RELATED ARTICLE: The cultural key to empowerment
Culture, defined in its broadest sense as the totality of a society's distinctive ideas, beliefs, values and knowledge, can play an important role in overcoming poverty.
James Sengendo, a Ugandan sociologist who teaches at Makerere University in Kampala, goes even further. "To the extent that people are the ultimate objective of all development efforts," he says, "a people's culture is not only an instrument of development, but also the social basis of human development." In fact, the collective activities that communities have always practised in order to survive are based on their own systems of cultural values (see article page 35). Since the beginning of the 1990s, development specialists have been insisting on the need for active participation by the most disadvantaged in projects concerning them. According to Robert Chambers of the University of Sussex, UK, many development projects have failed because they have tried to impose in widely different local context standard programmes designed by outsiders.
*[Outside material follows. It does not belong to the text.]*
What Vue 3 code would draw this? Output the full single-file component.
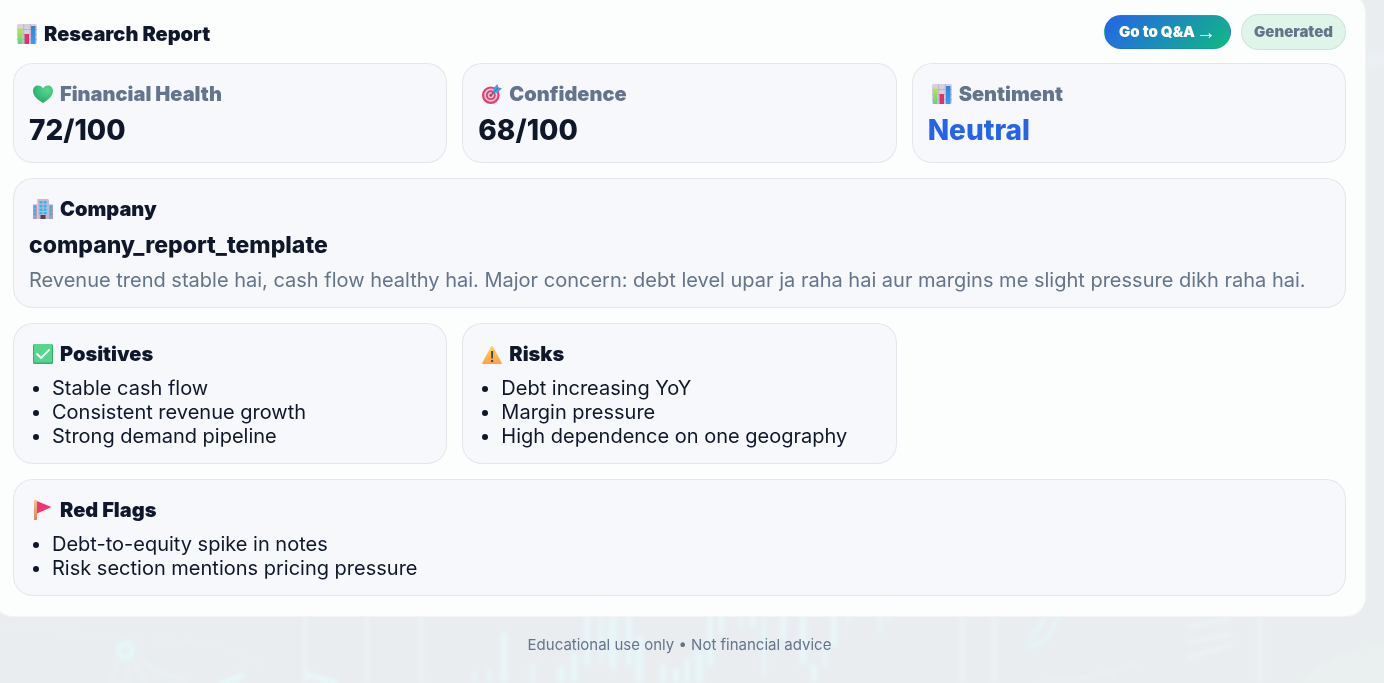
<script setup>
const metrics = [
  { icon: 'heart', label: 'Financial Health', value: '72/100' },
  { icon: 'target', label: 'Confidence', value: '68/100' },
  { icon: 'chart', label: 'Sentiment', value: 'Neutral', accent: true },
]
const lists = [
  { icon: 'check', title: 'Positives', items: ['Stable cash flow', 'Consistent revenue growth', 'Strong demand pipeline'] },
  { icon: 'warning', title: 'Risks', items: ['Debt increasing YoY', 'Margin pressure', 'High dependence on one geography'] },
  { icon: 'flag', title: 'Red Flags', items: ['Debt-to-equity spike in notes', 'Risk section mentions pricing pressure'], wide: true },
]
// x, top, height, width of each candlestick in the backdrop
const candles = [
  [474, 672, 11, 5], [489, 668, 15, 4], [504, 632, 51, 7], [533, 662, 21, 5], [561, 665, 18, 8], [574, 654, 29, 7],
  [587, 596, 70, 6], [601, 600, 64, 5], [613, 615, 55, 8], [629, 606, 60, 6], [639, 636, 47, 8], [663, 664, 19, 7],
  [676, 668, 15, 7], [687, 658, 25, 6], [699, 652, 31, 8], [710, 596, 70, 6], [721, 598, 36, 6], [741, 600, 30, 4],
  [753, 608, 20, 7], [764, 617, 60, 4], [783, 596, 44, 7], [803, 615, 50, 7], [814, 664, 19, 7], [825, 642, 26, 5],
  [834, 604, 42, 7], [880, 596, 36, 5], [848, 598, 24, 4], [890, 600, 22, 4],
]
</script>

<template>
  <div class="page">
    <svg class="defs" width="0" height="0" aria-hidden="true">
      <defs>
        <linearGradient id="gGreen" x1="0" y1="0" x2="0" y2="1"><stop offset="0" stop-color="#b5e550" /><stop offset="1" stop-color="#58d68d" /></linearGradient>
        <linearGradient id="gBlue" x1="0" y1="0" x2="0" y2="1"><stop offset="0" stop-color="#2b86d4" /><stop offset="1" stop-color="#3b9bf0" /></linearGradient>
        <radialGradient id="gHeart" cx="0.7" cy="0.25" r="0.8"><stop offset="0" stop-color="#5fd08a" /><stop offset="0.5" stop-color="#3fc380" /><stop offset="1" stop-color="#2ba66b" /></radialGradient>
        <linearGradient id="gWarn" x1="0" y1="0" x2="0" y2="1"><stop offset="0" stop-color="#fdd64b" /><stop offset="1" stop-color="#fda050" /></linearGradient>
        <linearGradient id="gPole" x1="0" y1="0" x2="0" y2="1"><stop offset="0" stop-color="#f7c09a" /><stop offset="1" stop-color="#dc8460" /></linearGradient>
        <symbol id="i-chart" viewBox="0 0 20 20">
          <rect width="20" height="20" rx="2" fill="#d8d0de" />
          <path d="M0 5.500h20M0 10.500h20M0 15.500h20M6.700 0v20M13.300 0v20" stroke="#b5a9bd" stroke-width=".7" />
          <rect x="1" y="4.500" width="4.500" height="15.500" fill="url(#gGreen)" />
          <rect x="7.500" y="10" width="4.500" height="10" fill="#e2306e" />
          <rect x="14" y="2" width="4.500" height="18" fill="url(#gBlue)" />
        </symbol>
        <symbol id="i-heart" viewBox="0 0 20 20">
          <path d="M10 19C5 16 0 12 0 7 0 3.500 2.400 1.500 5 1.500c2.200 0 4 1.100 5 3 1-1.900 2.800-3 5-3 2.600 0 5 2 5 5.500 0 5-5 9-10 12Z" fill="url(#gHeart)" />
        </symbol>
        <symbol id="i-target" viewBox="0 0 20 20">
          <circle cx="8.800" cy="11.200" r="8.800" fill="#e4406f" />
          <circle cx="8.800" cy="11.200" r="6.600" fill="#dcc9dc" />
          <circle cx="8.800" cy="11.200" r="4.900" fill="#e4406f" />
          <circle cx="8.800" cy="11.200" r="3" fill="#dcc9dc" />
          <circle cx="8.800" cy="11.200" r="1.500" fill="#d43a68" />
          <path d="M9 11l5-5" stroke="#4b5f8d" stroke-width="1.200" />
          <path d="M11.500 8.500V4.200L15.500 0l.8 3.500 3.700.8-4.200 4.200Z" fill="#3c9fe8" />
          <path d="M12.500 7.500l4-4" stroke="#2375c4" stroke-width=".8" />
        </symbol>
        <symbol id="i-building" viewBox="0 0 20 20">
          <path d="M0 5h5v15H0ZM15 5h5v15h-5Z" fill="#a99eb5" />
          <path d="M4 1.500Q4 0 5.500 0h9Q16 0 16 1.500V20H4Z" fill="#c2b9cb" />
          <path d="M0 5h4v1H0ZM16 5h4v1h-4ZM4 0h1v20H4Z" fill="#d7cedd" />
          <path d="M6.500 2h3v2.600h-3ZM10.600 2h3v2.600h-3ZM6.500 5.800h3v2.600h-3ZM10.600 5.800h3v2.600h-3ZM6.500 9.500h3v2.500h-3ZM10.600 9.500h3v2.500h-3ZM6.500 13h3v2.200h-3ZM10.600 13h3v2.200h-3ZM.800 7h2.200v2.200H.800ZM.800 10.500h2.200v2.200H.800ZM.800 14h2.200v2.200H.800ZM17 7h2.200v2.200H17ZM17 10.500h2.200v2.200H17ZM17 14h2.200v2.200H17Z" fill="#2fb7f5" />
          <rect x="7.500" y="16" width="5" height="4" fill="#5b4052" />
        </symbol>
        <symbol id="i-check" viewBox="0 0 20 20">
          <rect width="20" height="20" rx="1.500" fill="#3cab72" />
          <rect x="1" y="0" width="18" height="18.500" rx="1" fill="#55d68c" />
          <path d="M3.500 9.500l4.500 4.500L16.500 5.500" fill="none" stroke="#fff" stroke-width="1.800" />
        </symbol>
        <symbol id="i-warning" viewBox="0 0 20 20">
          <path d="M10 2Q10.600 2 11 2.700L19.800 19Q20 20 19.300 20H.7Q0 20 .2 19L9 2.700Q9.400 2 10 2Z" fill="url(#gWarn)" />
          <path d="M9 7h2.200l-.3 7.500H9.300ZM9.100 16h2v2h-2Z" fill="#4b4153" />
        </symbol>
        <symbol id="i-flag" viewBox="0 0 20 20">
          <path d="M3 .8L18.500 7 4 13.500Z" fill="#f5346d" />
          <rect x="1" y="0" width="3" height="20" rx=".6" fill="url(#gPole)" />
        </symbol>
      </defs>
    </svg>

    <svg class="backdrop" viewBox="0 0 1384 683" preserveAspectRatio="xMidYMax slice" aria-hidden="true">
      <defs><filter id="soft" x="-5%" y="-5%" width="110%" height="110%"><feGaussianBlur stdDeviation="2" /></filter></defs>
      <g filter="url(#soft)" fill="none">
        <path d="M1366 55q12-6 24-3v14l-24 2Z" fill="#edf1f5" opacity=".7" />
        <path d="M1290 700q20-50 110-58v60Z" fill="#e9f1ee" opacity=".7" />
        <path d="M305 600v83M367 600v83M421 600v83M962 600v83M994 600v83M1260 600v83" stroke="#eef3f6" stroke-width="5" opacity=".7" />
        <path d="M0 628q80 4 110 9t80 4q30 2 75 25" stroke="#ebf2f5" stroke-width="2" opacity=".6" />
        <circle cx="125.500" cy="651" r="7" stroke="#e5f8f9" stroke-width="5" />
        <path d="M119 661l-10 22M127 661l3 22M134 661l12 22M138 658q26 20 48 22" stroke="#ebf5f7" stroke-width="3" opacity=".7" />
        <path d="M220 683q12-2 25-9M306 674q12 5 32 8" stroke="#e8f8fa" stroke-width="5" />
        <path d="M1028 640q10-10 18-24M1028 649q10-8 18-9l14-24" stroke="#e6f6f9" stroke-width="4" opacity=".9" />
        <path d="M1187 627l45-9M1187 643l45-9M1187 658l45-13" stroke="#edf3f6" stroke-width="5" opacity=".8" />
        <path d="M1040 682q70-5 98-20M1110 677h8M1140 670h6" stroke="#eef2f5" stroke-width="3" opacity=".7" />
        <rect v-for="(c, i) in candles" :key="i" :x="c[0] - c[3] / 2" :y="c[1]" :width="c[3]" :height="c[2]" fill="#e9f8fa" opacity=".8" />
      </g>
    </svg>

    <main class="panel">
      <header class="head">
        <h1 class="title report-title"><svg class="icon"><use href="#i-chart" /></svg>Research Report</h1>
        <div class="actions">
          <button class="go" type="button">Go to Q&amp;A <span class="arrow">→</span></button>
          <span class="status">Generated</span>
        </div>
      </header>

      <div class="grid">
        <section v-for="m in metrics" :key="m.label" class="card">
          <h2 class="title muted"><svg class="icon"><use :href="'#i-' + m.icon" /></svg>{{ m.label }}</h2>
          <p class="value" :class="{ accent: m.accent }">{{ m.value }}</p>
        </section>

        <section class="card wide">
          <h2 class="title"><svg class="icon"><use href="#i-building" /></svg>Company</h2>
          <p class="company">company_report_template</p>
          <p class="summary">Revenue trend stable hai, cash flow healthy hai. Major concern: debt level upar ja raha hai aur margins me slight pressure dikh raha hai.</p>
        </section>

        <section v-for="l in lists" :key="l.title" class="card" :class="{ wide: l.wide }">
          <h2 class="title"><svg class="icon"><use :href="'#i-' + l.icon" /></svg>{{ l.title }}</h2>
          <ul class="list">
            <li v-for="item in l.items" :key="item">{{ item }}</li>
          </ul>
        </section>
      </div>
    </main>
    <footer class="foot">Educational use only • Not financial advice</footer>
  </div>
</template>

<style>
body {
  margin: 0;
  background: #e9edf0;
}
</style>

<style scoped>
.page {
  position: relative;
  box-sizing: border-box;
  min-height: 100vh;
  overflow: hidden;
  font-family: Inter, "Liberation Sans", sans-serif;
  font-size: 20px;
  line-height: 24px;
  color: #0f172a;
}
.defs {
  position: absolute;
}
.backdrop {
  position: absolute;
  inset: 0;
  width: 100%;
  height: 100%;
}
.panel {
  position: relative;
  margin: -7px 18px 0 -7px;
  padding: 20px 19px;
  border: 1px solid rgba(15, 23, 42, 0.04);
  border-radius: 20px;
  background: rgba(255, 255, 255, 0.86);
}
.head {
  display: flex;
  justify-content: space-between;
  align-items: center;
  margin-bottom: 13px;
}
.title {
  display: flex;
  align-items: center;
  gap: 7px;
  margin: 0;
  font-size: 20px;
  line-height: 30px;
  font-weight: 900;
}
.report-title {
  padding-top: 4px;
}
.muted {
  color: #64748b;
}
.icon {
  width: 20px;
  height: 20px;
  margin-left: 4px;
  flex: none;
}
.actions {
  display: flex;
  align-items: center;
  gap: 10px;
}
.go,
.status {
  box-sizing: border-box;
  border-radius: 999px;
  font-family: inherit;
  font-size: 15px;
  line-height: 18px;
  font-weight: 900;
}
.go {
  display: inline-flex;
  align-items: center;
  gap: 1px;
  padding: 7px 14px;
  border: 1px solid transparent;
  background: linear-gradient(135deg, #2563eb, #10b981);
  color: #fff;
}
.arrow {
  font-family: "Liberation Sans", sans-serif;
  font-size: 20px;
  font-weight: 400;
}
.status {
  padding: 8px 12px;
  border: 1px solid rgba(15, 23, 42, 0.08);
  background: #dff5e9;
  color: #64748b;
}
.grid {
  display: grid;
  grid-template-columns: repeat(3, minmax(0, 1fr));
  gap: 15px;
}
.card {
  padding: 15px;
  border: 1px solid rgba(15, 23, 42, 0.08);
  border-radius: 20px;
  background: #f6f8fc;
}
.wide {
  grid-column: 1 / -1;
}
.value {
  margin: 4px 0 0;
  font-size: 28px;
  line-height: 34px;
  font-weight: 800;
}
.accent {
  color: #2563eb;
}
.company {
  margin: 7px 0 9px;
  font-size: 23px;
  line-height: 28px;
  font-weight: 800;
}
.summary {
  margin: 0;
  color: #64748b;
}
.list {
  margin: 7px 0 0;
  padding-left: 23px;
}
.foot {
  position: relative;
  margin: 19px 18px 0 -7px;
  font-size: 15px;
  line-height: 18px;
  text-align: center;
  color: #64748b;
}
</style>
There are plenty of examples of programmes implemented in places where they turned out to be unnecessary and projects that were not adapted to local needs.
The United Nations Development Programme (UNDP) report on Overcoming Human Poverty stresses that the only real solution is "to empower the poor" and that this will require "increased organization and participation of all people in decision-making, and the mobilizing of social energy."
"The one who rides the donkey does not know the ground is hot," says an African proverb. Sometimes it is necessary to get one's feet burned.